Euro am Sonntag
- Categories: Business magazine
- Frequency: Weekly
- Publisher: Finanzen Verlag
- Founded: 1998; 27 years ago
- Company: Finanzen Verlag
- Country: Germany
- Based in: Munich
- Language: German
- Website: Euro am Sonntag
- ISSN: 1439-9717
- OCLC: 803989959

= Euro am Sonntag =

German business and finance magazine

Euro am Sonntag is a weekly business and finance magazine published in Munich, Germany. It has been in circulation since 1998.

==History and profile==
Euro am Sonntag was started by Axel Springer SE in 1998. The company owned the magazine until May 2010 when it was sold to Frank B. Werner and a Swiss investment company, Finanzen Verlag. The publisher is also the Finanzen Verlag. The previous publisher of the magazine is the Axel Springer Financial Media, a subsidiary of Axel Springer SE.
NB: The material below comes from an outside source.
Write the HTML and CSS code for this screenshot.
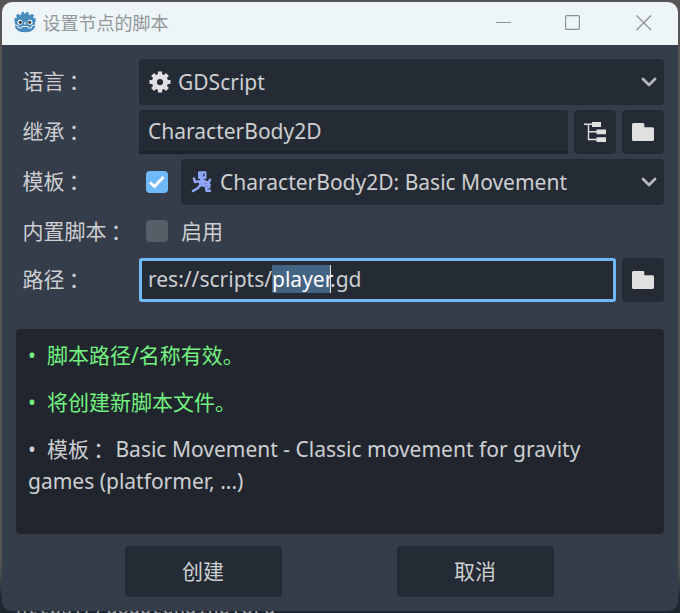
FILE: index.html
```html
<!DOCTYPE html>
<html lang="zh-CN">
<head>
<meta charset="utf-8">
<title>设置节点的脚本</title>
<link rel="stylesheet" href="styles.css">
</head>
<body>
<div class="backdrop-text" aria-hidden="true">https://godotengine.org</div>
<main class="window">
  <header class="titlebar">
    <svg class="logo" viewBox="0 0 22 22">
      <path fill="#478cbf" d="M7.500 1.500 9.500.5 10.300 2.500H11.700L12.500.5 14.500 1.500 14.700 3.500 16 4.300 18 2.700 20 4.600 19 7H21.500V11H21V16Q19 21.300 11 21.300T1 16V11H.5V7H3L2 4.600 4 2.700 6 4.300 7.300 3.500Z"/>
      <path fill="none" stroke="#fff" stroke-width=".9" d="M1 14 4 14.500 4.500 17H7.500L8 15.500H14L14.500 17H17.500L18 14.500 21 14"/>
      <circle cx="6" cy="11.300" r="2.500" fill="#fff"/><circle cx="16" cy="11.300" r="2.500" fill="#fff"/>
      <circle cx="6.300" cy="11.300" r="1.600" fill="#414042"/><circle cx="15.700" cy="11.300" r="1.600" fill="#414042"/>
      <path stroke="#fff" stroke-width="1.300" d="M11 11V13.500"/>
    </svg>
    <span class="title">设置节点的脚本</span>
    <svg class="controls" viewBox="0 0 156 16" fill="none" stroke="#8b9092" stroke-width="1.200">
      <path d="M0 7.500H15"/><rect x="69.600" y=".6" width="13.800" height="13.800" rx="1"/><path d="M140.500.5 155 15M155 .5 140.500 15"/>
    </svg>
  </header>
  <form class="form">
    <div class="row"><label>语言<i lang="zh-TW">：</i></label>
      <div class="select">
        <svg class="icon" viewBox="0 0 22 22"><path fill="none" stroke="#e0e0e0" stroke-width="4.200" d="M11 .5V5M11 17V21.500M.5 11H5M17 11H21.500M3.600 3.600 6.800 6.800M15.200 15.200 18.400 18.400M3.600 18.400 6.800 15.200M15.200 6.800 18.400 3.600"/><circle cx="11" cy="11" r="5.600" fill="none" stroke="#e0e0e0" stroke-width="5"/></svg>
        <span>GDScript</span>
        <svg class="chevron" viewBox="0 0 16 10"><path d="M2 2 8 8 14 2"/></svg>
      </div>
    </div>
    <div class="row short"><label>继承<i lang="zh-TW">：</i></label>
      <div class="input">CharacterBody2D</div>
      <div class="tool"><svg class="icon" viewBox="0 0 22 22"><path fill="none" stroke="#e0e0e0" stroke-width="1.400" d="M0 3.300H8M4.500 3V18.500H13M4.500 10.800H13"/><path fill="#e0e0e0" d="M8 1H17V6H8ZM12.500 8.500H22V13.300H12.500ZM12.500 16.200H22V21H12.500Z"/></svg></div>
      <div class="tool"><svg class="icon" viewBox="0 0 22 22"><path fill="#e0e0e0" d="M1.500 2H11Q12.300 2 12.300 3.300V6.300H20.500Q22 6.300 22 7.800V18.500Q22 20 20.500 20H1.500Q0 20 0 18.500V3.500Q0 2 1.500 2Z"/></svg></div>
    </div>
    <div class="row"><label>模板<i lang="zh-TW">：</i></label>
      <span class="check on"><svg viewBox="0 0 22 22"><path d="M4 11.500 8.500 15.500 17.500 6"/></svg></span>
      <div class="select">
        <svg class="icon" viewBox="0 0 22 22"><path fill="#8da5f3" d="M7 1Q7 .3 8 .3H14.500Q15.500 .3 15.500 1.300V7Q15.500 8 14.500 8H13V9.500H9V8H8Q7 8 7 7Z"/><path fill="#252b34" d="M12.200 2.800H13.500V5.300H12.200Z"/><path fill="none" stroke="#8da5f3" stroke-width="2.600" stroke-linecap="round" stroke-linejoin="round" d="M3 7.500 4 11 9 10.300H14L17.500 12 19 8.800M9.500 14 6.500 17.300 2 20M12.500 14.500 18.500 13.500M18.500 14 18 16.500 15 16.800 15.500 19.800H19"/><path fill="#8da5f3" d="M8 9.500H14.500V15.500H8Z"/></svg>
        <span>CharacterBody2D: Basic Movement</span>
        <svg class="chevron" viewBox="0 0 16 10"><path d="M2 2 8 8 14 2"/></svg>
      </div>
    </div>
    <div class="row mid"><label>内置脚本<i lang="zh-TW">：</i></label>
      <span class="check"></span><span class="enable">启用</span>
    </div>
    <div class="row path"><label>路径<i lang="zh-TW">：</i></label>
      <div class="input focus">res://scripts/<span class="selected">player</span>.gd</div>
      <div class="tool"><svg class="icon" viewBox="0 0 22 22"><path fill="#e0e0e0" d="M1.500 2H11Q12.300 2 12.300 3.300V6.300H20.500Q22 6.300 22 7.800V18.500Q22 20 20.500 20H1.500Q0 20 0 18.500V3.500Q0 2 1.500 2Z"/></svg></div>
    </div>
  </form>
  <section class="status">
    <p class="ok"><b>•</b>脚本路径/名称有效。</p>
    <p class="ok"><b>•</b>将创建新脚本文件。</p>
    <p><b>•</b>模板<i lang="zh-TW">：</i> Basic Movement - Classic movement for gravity games (platformer, ...)</p>
  </section>
  <footer class="actions"><button>创建</button><button>取消</button></footer>
</main>
</body>
</html>
```
FILE: styles.css
```css
* { box-sizing: border-box; }
body {
  margin: 0;
  width: 680px;
  height: 613px;
  padding: 2px;
  overflow: hidden;
  position: relative;
  background: linear-gradient(#555 0 560px, #46494d 575px, #20262f 600px);
  font: 21px/32px "Noto Sans", "Noto Sans CJK SC", sans-serif;
  color: #cdcfd2;
}
.backdrop-text {
  position: absolute;
  left: 16px;
  top: 599px;
  font: 18.8px/20px "Liberation Mono", monospace;
  color: #a0a3a7;
}
.window {
  position: relative;
  height: 609px;
  border-radius: 10px;
  overflow: hidden;
  background: #363d4a;
}
.titlebar {
  height: 43px;
  display: flex;
  align-items: center;
  padding: 0 26px 2px 12px;
  background: #edf5f8;
}
.logo { width: 22px; height: 22px; margin-top: -1px; }
.title {
  margin: -2px 0 0 6.500px;
  font: 18px/26px "Noto Sans CJK SC", sans-serif;
  color: #929799;
}
.controls { width: 156px; height: 16px; margin-left: auto; }
.form { padding: 14px 14px 0; display: flex; flex-direction: column; gap: 4px; }
.row { display: flex; height: 46px; align-items: center; }
.row.short { height: 44px; margin: 1px 0; }
.row.path { height: 44px; margin-top: -1px; }
label { width: 123px; padding: 0 0 3px 6.500px; flex: none; }
.enable { padding-bottom: 2px; }
i {
  position: relative;
  top: 1px;
  left: -1px;
  font-style: normal;
  font-family: "Noto Sans CJK TC", sans-serif;
  line-height: 1;
}
.select {
  flex: 1;
  height: 46px;
  display: flex;
  align-items: center;
  padding: 0 7px 0 10px;
  border-radius: 4px;
  background: #252b34;
}
.icon { width: 22px; height: 22px; flex: none; }
.select span { margin-left: 7px; }
.chevron {
  width: 16px;
  height: 10px;
  margin-left: auto;
  fill: none;
  stroke: #b4b7bb;
  stroke-width: 2.8;
  stroke-linecap: round;
  stroke-linejoin: round;
}
.input {
  flex: 1;
  height: 44px;
  padding: 5px 9px;
  background: #252b34;
  border-bottom: 3px solid #1e222a;
  border-radius: 3px 3px 0 0;
}
.input.focus {
  border: 3px solid #70bafa;
  border-radius: 3px;
  padding: 2px 6px;
}
.selected {
  display: inline-block;
  width: 59px;
  height: 28px;
  line-height: 28px;
  background: #446484;
  color: #fff;
  border-right: 1px solid #e0e0e0;
  margin-right: -1px;
}
.tool {
  width: 42px;
  height: 44px;
  margin-left: 6px;
  display: grid;
  place-items: center;
  background: #252b34;
  border-radius: 4px;
}
.check {
  width: 22px;
  height: 22px;
  margin: -2px 13px 0 7px;
  border-radius: 4px;
  background: #575e68;
  flex: none;
}
.check.on { background: #70bafa; margin-top: 0; }
.check svg { display: block; fill: none; stroke: #fff; stroke-width: 3; }
.status {
  height: 205px;
  margin: 27px 14px 0;
  padding: 10px 12px;
  background: #21262e;
  border-radius: 4px;
}
.status p { margin: 0 0 15px; }
.status .ok { color: #73f280; }
b { display: inline-block; width: 19px; font-weight: 400; }
.actions { display: flex; justify-content: center; gap: 115px; margin: 12px 2px 0 0; }
button {
  width: 157px;
  height: 51px;
  padding: 0 0 1px;
  border: 0;
  border-radius: 4px;
  background: #252b34;
  color: inherit;
  font: inherit;
}
```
Euro am Sonntag is published every week and is based in Munich. The weekly provides in-depth analyses of financial developments in Germany and other countries, and offers independent and sustainable information related to a successful investment strategy.

==Circulation==
In 2001 Euro am Sonntag sold 192,000 copies, and its readership was 420,000. For the first quarter of 2005 the circulation of the magazine was 113,189 copies, making it the fourth best-selling weekly business publication in Germany. In 2010 the magazine sold 144,456 copies. In the first half of 2011 its circulation was 76,526 copies. The magazine had a circulation of 70,332 copies in the fourth quarter 2016.